What to produce: From the listing below, pick out each line with the word "this".

Data segment:
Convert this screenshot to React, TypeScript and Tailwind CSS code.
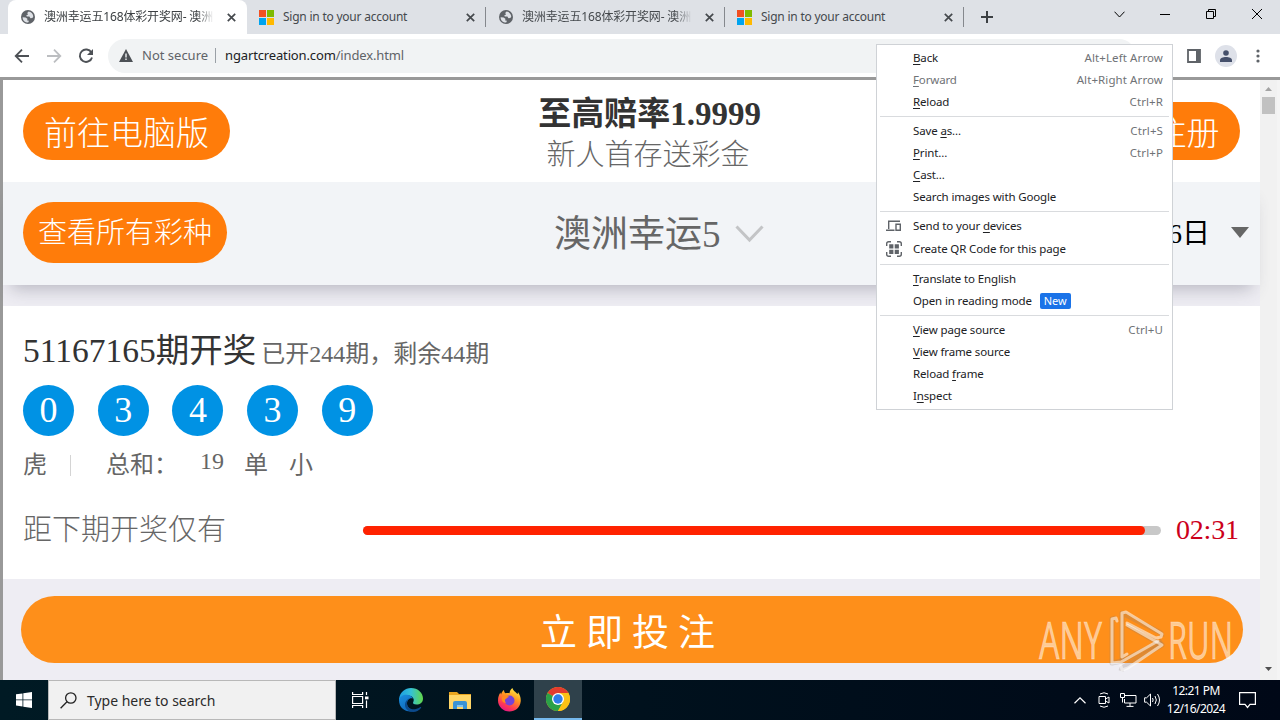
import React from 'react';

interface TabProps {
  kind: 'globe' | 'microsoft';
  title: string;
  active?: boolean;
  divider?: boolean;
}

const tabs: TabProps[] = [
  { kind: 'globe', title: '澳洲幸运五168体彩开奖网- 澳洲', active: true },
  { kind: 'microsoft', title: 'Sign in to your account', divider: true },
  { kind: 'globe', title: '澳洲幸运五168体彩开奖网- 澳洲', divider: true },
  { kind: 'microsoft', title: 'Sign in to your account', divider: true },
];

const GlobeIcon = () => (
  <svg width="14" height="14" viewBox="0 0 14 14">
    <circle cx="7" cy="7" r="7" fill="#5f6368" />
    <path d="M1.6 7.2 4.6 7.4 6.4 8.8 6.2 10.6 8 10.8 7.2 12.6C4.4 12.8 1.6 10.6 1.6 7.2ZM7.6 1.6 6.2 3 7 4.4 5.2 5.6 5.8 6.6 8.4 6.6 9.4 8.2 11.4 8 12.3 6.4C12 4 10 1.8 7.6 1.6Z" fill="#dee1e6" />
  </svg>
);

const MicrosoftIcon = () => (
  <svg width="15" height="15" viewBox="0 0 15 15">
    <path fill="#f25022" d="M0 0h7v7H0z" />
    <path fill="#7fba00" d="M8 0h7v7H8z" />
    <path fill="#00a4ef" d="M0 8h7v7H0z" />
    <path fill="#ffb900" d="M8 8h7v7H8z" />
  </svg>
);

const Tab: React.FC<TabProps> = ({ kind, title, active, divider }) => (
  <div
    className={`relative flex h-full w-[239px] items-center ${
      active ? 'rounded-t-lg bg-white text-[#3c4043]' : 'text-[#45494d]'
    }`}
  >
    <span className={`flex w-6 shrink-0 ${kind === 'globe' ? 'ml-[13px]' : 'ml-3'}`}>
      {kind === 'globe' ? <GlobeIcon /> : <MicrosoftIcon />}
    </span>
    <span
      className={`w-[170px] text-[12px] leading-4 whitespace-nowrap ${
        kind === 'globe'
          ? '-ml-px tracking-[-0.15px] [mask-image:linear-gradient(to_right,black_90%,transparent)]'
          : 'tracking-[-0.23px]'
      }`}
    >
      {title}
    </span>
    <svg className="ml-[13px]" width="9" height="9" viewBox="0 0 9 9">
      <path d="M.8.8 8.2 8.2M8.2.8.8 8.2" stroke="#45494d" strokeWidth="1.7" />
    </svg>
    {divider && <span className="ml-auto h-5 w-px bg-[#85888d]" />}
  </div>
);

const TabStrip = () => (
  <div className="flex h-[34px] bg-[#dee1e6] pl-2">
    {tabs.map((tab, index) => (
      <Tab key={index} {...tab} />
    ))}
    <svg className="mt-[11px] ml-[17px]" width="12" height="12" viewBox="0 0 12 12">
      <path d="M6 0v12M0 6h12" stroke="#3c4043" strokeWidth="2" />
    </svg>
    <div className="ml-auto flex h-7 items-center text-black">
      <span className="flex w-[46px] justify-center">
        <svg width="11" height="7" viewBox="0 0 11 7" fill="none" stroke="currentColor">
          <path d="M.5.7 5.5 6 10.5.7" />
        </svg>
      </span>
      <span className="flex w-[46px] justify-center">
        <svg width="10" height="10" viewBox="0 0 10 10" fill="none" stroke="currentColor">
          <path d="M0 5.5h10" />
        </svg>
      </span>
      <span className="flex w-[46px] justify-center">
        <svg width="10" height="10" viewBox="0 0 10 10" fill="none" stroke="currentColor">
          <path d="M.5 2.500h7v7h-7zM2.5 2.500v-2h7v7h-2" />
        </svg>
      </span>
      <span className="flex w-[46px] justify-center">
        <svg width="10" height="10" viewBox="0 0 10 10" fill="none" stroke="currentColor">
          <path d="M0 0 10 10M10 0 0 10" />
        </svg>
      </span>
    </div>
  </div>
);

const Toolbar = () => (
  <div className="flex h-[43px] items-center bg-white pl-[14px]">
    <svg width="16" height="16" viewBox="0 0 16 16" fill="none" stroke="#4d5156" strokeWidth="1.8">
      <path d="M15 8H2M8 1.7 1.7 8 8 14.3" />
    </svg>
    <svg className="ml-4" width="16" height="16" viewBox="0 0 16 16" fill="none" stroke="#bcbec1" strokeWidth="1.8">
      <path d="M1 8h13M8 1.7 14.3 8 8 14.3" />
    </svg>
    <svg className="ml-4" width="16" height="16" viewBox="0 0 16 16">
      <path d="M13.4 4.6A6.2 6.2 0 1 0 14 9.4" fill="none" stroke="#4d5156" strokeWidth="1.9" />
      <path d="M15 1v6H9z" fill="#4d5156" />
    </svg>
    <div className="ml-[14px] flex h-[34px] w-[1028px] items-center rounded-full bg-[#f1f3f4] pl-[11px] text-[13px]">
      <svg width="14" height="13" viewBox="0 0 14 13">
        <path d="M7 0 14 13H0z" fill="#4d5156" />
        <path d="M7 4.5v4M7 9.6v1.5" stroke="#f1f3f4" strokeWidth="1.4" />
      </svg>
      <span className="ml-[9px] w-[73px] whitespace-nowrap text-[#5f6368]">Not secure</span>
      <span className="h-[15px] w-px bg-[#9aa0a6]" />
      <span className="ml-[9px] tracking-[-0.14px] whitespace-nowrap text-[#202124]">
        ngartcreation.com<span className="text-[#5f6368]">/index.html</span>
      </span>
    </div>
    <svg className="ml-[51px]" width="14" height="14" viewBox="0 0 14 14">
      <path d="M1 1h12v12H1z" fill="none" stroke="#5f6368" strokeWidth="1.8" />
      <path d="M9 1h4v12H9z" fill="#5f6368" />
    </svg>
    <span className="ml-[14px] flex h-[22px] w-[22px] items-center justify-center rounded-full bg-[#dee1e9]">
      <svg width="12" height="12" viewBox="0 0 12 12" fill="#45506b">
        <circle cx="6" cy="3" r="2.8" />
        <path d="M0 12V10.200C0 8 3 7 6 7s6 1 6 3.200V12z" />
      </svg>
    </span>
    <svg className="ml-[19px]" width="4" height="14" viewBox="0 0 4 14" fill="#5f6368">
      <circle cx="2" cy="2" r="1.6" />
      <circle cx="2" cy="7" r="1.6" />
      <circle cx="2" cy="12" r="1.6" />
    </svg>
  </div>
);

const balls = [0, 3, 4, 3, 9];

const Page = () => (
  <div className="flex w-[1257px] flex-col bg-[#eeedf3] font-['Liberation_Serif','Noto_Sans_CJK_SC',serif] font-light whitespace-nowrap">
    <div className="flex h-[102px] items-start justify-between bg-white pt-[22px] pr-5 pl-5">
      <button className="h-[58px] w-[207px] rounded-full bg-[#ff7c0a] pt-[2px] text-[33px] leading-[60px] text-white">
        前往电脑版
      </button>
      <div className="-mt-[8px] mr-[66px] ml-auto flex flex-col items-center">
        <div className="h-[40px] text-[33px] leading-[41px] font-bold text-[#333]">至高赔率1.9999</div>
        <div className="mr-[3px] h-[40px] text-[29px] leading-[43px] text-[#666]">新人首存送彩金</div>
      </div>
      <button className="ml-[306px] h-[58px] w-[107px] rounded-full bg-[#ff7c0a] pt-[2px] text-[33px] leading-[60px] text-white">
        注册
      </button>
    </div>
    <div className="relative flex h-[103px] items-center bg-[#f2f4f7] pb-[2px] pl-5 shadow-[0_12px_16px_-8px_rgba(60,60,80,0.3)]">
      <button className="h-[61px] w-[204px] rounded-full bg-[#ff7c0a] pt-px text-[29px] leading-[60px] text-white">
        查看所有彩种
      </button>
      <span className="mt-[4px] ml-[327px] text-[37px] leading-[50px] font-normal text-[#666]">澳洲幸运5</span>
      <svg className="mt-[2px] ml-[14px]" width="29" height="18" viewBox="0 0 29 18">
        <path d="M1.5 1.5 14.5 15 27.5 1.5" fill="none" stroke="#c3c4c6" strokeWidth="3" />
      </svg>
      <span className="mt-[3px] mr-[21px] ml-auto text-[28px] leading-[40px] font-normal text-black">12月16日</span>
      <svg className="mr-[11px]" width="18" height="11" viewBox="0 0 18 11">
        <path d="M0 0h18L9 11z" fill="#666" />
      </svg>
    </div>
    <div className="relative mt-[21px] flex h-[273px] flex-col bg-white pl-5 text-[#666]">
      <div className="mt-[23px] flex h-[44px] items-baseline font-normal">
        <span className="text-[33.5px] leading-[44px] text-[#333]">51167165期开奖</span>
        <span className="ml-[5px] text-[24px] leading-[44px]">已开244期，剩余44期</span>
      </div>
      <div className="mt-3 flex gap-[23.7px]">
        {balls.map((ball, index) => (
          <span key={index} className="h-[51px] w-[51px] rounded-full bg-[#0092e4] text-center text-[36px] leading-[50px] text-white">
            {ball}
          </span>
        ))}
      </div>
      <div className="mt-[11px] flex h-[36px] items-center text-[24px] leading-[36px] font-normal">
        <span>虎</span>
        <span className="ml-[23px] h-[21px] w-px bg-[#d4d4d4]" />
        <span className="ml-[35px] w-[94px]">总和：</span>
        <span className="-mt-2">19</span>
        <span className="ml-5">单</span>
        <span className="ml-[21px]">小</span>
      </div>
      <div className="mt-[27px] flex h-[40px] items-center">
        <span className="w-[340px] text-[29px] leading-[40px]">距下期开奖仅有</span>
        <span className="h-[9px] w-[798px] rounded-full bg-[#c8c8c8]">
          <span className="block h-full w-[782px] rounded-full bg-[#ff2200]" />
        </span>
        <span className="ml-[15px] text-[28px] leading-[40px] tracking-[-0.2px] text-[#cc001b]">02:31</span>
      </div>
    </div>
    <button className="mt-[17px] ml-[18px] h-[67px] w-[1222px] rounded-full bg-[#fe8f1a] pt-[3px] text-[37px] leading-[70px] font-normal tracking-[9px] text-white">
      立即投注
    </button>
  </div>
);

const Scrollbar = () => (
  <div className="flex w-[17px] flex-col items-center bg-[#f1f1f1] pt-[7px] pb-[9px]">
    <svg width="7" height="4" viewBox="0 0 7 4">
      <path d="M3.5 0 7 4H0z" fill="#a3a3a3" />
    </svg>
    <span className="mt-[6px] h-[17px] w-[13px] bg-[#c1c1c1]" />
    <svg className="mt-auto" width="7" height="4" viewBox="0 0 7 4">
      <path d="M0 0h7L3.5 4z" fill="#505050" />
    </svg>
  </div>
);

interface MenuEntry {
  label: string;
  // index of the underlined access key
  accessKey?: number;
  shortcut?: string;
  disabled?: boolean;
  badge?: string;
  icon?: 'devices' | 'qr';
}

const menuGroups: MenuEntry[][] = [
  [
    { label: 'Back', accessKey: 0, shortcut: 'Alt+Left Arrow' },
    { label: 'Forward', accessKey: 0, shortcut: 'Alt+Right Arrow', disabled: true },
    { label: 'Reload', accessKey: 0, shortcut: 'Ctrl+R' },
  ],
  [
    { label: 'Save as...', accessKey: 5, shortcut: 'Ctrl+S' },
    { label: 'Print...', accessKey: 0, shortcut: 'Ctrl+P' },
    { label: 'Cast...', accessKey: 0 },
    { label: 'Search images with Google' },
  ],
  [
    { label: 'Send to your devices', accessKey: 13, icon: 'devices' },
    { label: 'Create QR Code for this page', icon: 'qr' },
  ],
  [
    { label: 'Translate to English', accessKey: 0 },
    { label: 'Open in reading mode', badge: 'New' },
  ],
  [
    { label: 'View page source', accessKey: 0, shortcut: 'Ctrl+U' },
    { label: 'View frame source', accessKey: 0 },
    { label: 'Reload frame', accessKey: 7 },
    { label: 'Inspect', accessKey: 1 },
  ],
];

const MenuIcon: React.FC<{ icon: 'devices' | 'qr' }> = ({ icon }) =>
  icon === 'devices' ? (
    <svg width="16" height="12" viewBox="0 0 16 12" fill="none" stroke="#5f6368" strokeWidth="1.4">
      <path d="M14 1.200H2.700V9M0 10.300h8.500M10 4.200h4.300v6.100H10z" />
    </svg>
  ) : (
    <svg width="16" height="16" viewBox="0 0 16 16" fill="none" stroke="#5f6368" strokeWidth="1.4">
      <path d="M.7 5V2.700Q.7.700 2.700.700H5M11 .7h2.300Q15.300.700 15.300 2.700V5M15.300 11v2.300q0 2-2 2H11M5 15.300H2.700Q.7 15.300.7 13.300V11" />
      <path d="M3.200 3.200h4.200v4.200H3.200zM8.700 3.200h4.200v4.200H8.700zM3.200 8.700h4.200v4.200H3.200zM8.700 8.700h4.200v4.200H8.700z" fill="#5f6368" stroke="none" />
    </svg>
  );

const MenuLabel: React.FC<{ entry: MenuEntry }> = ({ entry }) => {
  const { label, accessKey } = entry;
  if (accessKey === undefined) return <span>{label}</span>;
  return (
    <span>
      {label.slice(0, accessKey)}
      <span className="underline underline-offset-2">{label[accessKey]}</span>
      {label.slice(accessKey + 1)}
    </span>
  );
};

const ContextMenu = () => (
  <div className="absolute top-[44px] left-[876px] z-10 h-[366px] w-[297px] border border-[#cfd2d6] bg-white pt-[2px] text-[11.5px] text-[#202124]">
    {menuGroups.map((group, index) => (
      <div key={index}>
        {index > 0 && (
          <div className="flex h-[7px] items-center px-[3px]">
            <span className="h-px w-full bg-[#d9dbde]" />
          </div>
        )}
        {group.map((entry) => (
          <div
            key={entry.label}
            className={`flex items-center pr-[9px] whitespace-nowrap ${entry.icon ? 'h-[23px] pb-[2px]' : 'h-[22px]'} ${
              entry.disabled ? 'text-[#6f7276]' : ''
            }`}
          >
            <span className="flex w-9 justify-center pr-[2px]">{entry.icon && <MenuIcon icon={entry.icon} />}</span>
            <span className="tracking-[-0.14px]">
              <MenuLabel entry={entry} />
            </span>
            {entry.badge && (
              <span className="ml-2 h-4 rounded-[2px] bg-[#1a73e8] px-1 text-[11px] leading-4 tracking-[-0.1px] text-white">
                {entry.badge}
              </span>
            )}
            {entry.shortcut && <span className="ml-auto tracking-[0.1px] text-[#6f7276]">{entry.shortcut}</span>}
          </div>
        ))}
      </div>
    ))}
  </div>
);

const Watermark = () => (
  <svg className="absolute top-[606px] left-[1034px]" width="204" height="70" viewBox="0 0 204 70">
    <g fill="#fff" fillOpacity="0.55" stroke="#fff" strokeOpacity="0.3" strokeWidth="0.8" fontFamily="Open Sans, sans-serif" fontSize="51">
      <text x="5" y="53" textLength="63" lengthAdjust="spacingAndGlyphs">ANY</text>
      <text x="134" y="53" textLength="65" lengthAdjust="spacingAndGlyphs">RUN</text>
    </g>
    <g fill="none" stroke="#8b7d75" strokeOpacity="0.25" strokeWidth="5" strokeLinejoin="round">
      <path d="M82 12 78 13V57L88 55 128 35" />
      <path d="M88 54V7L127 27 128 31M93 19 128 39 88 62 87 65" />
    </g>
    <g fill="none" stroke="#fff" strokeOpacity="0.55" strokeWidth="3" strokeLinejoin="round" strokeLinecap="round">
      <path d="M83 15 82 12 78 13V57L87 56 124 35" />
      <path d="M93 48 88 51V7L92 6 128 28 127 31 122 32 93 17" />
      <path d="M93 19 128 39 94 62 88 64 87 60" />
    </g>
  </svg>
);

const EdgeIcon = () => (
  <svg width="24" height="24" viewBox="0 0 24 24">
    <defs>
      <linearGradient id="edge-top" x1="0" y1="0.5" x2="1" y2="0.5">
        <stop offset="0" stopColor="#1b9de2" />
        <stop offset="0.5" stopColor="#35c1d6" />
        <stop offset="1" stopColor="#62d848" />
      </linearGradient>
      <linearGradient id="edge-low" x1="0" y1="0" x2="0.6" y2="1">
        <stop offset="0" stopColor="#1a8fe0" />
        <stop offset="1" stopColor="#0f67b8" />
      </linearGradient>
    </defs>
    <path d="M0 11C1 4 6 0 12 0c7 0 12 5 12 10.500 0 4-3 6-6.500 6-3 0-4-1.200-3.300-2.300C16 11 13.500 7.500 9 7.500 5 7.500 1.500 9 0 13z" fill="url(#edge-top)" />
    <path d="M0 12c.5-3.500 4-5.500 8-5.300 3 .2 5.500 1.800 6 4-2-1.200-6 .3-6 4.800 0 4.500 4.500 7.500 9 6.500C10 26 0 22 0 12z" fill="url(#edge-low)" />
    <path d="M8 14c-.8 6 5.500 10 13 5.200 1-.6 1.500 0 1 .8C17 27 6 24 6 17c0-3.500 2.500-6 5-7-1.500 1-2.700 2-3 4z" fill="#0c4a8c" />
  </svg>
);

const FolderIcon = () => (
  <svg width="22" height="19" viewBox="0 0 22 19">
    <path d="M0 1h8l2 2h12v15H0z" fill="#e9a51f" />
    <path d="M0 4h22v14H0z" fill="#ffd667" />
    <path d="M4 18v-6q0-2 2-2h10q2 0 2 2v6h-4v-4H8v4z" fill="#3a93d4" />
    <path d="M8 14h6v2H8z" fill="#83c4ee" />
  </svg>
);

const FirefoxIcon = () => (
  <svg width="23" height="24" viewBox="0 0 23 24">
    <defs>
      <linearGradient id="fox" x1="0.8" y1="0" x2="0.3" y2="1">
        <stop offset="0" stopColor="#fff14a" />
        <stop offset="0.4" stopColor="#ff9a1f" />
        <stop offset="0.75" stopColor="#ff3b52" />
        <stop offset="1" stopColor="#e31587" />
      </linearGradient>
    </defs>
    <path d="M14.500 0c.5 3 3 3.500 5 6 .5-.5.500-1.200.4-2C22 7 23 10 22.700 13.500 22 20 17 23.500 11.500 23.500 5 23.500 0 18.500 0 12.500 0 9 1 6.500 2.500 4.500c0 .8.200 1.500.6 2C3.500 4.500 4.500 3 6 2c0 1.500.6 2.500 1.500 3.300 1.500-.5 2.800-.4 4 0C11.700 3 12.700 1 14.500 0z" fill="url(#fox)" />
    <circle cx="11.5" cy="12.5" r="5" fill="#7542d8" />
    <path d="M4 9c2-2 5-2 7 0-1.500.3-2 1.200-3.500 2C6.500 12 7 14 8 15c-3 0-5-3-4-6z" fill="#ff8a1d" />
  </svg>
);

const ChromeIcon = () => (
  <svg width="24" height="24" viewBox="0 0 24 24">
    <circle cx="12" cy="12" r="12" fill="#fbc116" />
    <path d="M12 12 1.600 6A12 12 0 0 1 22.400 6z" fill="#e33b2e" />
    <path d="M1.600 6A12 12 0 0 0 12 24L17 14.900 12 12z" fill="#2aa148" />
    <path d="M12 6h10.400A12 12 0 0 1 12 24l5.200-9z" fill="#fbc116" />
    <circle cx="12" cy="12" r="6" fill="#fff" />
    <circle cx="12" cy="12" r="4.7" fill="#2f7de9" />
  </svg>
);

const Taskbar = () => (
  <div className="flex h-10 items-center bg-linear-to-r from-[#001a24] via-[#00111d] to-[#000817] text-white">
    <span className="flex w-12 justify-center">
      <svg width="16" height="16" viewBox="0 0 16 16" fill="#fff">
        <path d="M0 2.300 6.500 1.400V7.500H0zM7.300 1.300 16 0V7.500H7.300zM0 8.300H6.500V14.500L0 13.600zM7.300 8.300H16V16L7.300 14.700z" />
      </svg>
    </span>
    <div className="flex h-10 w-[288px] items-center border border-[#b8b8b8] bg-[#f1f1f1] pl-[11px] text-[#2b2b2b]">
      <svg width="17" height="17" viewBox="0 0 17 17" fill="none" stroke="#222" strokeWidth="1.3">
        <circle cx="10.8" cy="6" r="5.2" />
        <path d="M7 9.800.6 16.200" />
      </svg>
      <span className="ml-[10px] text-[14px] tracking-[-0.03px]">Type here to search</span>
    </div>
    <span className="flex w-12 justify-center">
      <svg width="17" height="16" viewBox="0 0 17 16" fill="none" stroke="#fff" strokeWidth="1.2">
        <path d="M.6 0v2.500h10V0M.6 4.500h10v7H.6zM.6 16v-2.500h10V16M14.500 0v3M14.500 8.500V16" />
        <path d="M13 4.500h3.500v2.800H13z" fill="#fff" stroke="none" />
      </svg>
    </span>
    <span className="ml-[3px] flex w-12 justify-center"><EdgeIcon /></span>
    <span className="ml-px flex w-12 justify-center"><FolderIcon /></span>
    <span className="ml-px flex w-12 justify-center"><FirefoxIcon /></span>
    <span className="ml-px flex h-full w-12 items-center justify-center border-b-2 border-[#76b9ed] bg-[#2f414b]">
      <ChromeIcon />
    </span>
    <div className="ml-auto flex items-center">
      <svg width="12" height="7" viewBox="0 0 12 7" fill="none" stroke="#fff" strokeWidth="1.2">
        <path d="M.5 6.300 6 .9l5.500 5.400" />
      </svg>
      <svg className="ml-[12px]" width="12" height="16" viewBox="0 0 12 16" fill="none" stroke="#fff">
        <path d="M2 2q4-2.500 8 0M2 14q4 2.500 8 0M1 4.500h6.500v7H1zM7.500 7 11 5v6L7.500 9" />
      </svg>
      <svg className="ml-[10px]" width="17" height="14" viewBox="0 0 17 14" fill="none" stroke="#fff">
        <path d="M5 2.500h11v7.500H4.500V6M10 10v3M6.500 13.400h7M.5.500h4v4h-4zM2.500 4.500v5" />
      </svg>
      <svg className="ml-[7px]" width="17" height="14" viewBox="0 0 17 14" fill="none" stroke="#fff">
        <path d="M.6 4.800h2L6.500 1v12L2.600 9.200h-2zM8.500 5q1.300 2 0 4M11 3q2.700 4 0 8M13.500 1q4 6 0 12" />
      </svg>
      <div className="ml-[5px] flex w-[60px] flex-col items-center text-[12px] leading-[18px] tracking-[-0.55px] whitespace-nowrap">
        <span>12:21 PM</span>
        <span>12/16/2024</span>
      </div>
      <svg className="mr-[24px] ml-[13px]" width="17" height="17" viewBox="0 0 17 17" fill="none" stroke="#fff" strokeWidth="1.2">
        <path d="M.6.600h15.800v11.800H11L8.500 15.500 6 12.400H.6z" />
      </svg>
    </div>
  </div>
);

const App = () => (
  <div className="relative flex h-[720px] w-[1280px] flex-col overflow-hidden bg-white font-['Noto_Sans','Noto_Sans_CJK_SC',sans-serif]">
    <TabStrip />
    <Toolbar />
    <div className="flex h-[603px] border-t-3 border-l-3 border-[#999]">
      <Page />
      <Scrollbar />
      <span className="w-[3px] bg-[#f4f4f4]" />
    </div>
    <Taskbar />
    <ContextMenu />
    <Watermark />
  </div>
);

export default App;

Solution below:
Convert this screenshot to React, TypeScript and Tailwind CSS code.
    { label: 'Create QR Code for this page', icon: 'qr' },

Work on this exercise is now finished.